■ **Exercise requirements**: Quote every line of the data below as it stands, omitting pictures.

■ **Source material**:
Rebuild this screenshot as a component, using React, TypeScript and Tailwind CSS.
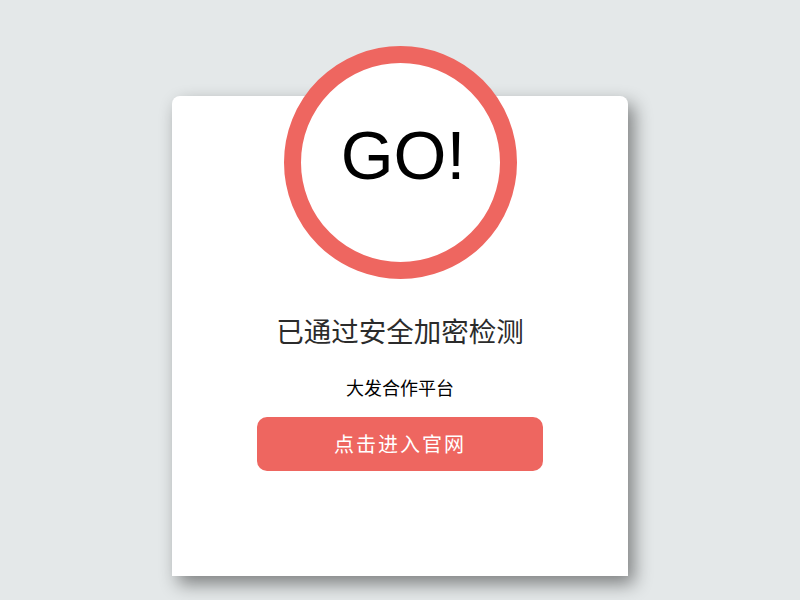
export default function App() {
  return (
    <div className="min-h-screen w-full bg-[#e4e8e9] pt-[96px] font-['Liberation_Sans','Noto_Sans_CJK_SC',sans-serif]">
      <div className="mx-auto flex h-[480px] w-[456px] flex-col items-center rounded-t-[8px] bg-white shadow-[6px_8px_18px_rgba(0,0,0,0.45)]">
        <div className="-mt-[50px] flex h-[233px] w-[233px] items-center justify-center rounded-full border-[17px] border-[#ee6660] bg-white">
          <span className="-mt-[16px] ml-[6px] text-[68px] leading-none text-black">GO!</span>
        </div>
        <h1 className="mt-[31px] text-[27.5px] leading-[40px] text-[#2b2b2b] font-['Noto_Sans_CJK_SC',sans-serif]">
          已通过安全加密检测
        </h1>
        <p className="mt-[23px] text-[18px] leading-[28px] text-black font-['Noto_Sans_CJK_SC',sans-serif]">
          大发合作平台
        </p>
        <button className="mt-[16px] flex h-[54px] w-[286px] items-center justify-center rounded-[10px] bg-[#ee6660] text-[20px] tracking-[2px] text-white font-['Noto_Sans_CJK_SC',sans-serif]">
          点击进入官网
        </button>
      </div>
    </div>
  );
}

■ **Task result**:
Rebuild this screenshot as a component, using React, TypeScript and Tailwind CSS.
export default function App() {
  return (
    <div className="min-h-screen w-full bg-[#e4e8e9] pt-[96px] font-['Liberation_Sans','Noto_Sans_CJK_SC',sans-serif]">
      <div className="mx-auto flex h-[480px] w-[456px] flex-col items-center rounded-t-[8px] bg-white shadow-[6px_8px_18px_rgba(0,0,0,0.45)]">
        <div className="-mt-[50px] flex h-[233px] w-[233px] items-center justify-center rounded-full border-[17px] border-[#ee6660] bg-white">
          <span className="-mt-[16px] ml-[6px] text-[68px] leading-none text-black">GO!</span>
        </div>
        <h1 className="mt-[31px] text-[27.5px] leading-[40px] text-[#2b2b2b] font-['Noto_Sans_CJK_SC',sans-serif]">
          已通过安全加密检测
        </h1>
        <p className="mt-[23px] text-[18px] leading-[28px] text-black font-['Noto_Sans_CJK_SC',sans-serif]">
          大发合作平台
        </p>
        <button className="mt-[16px] flex h-[54px] w-[286px] items-center justify-center rounded-[10px] bg-[#ee6660] text-[20px] tracking-[2px] text-white font-['Noto_Sans_CJK_SC',sans-serif]">
          点击进入官网
        </button>
      </div>
    </div>
  );
}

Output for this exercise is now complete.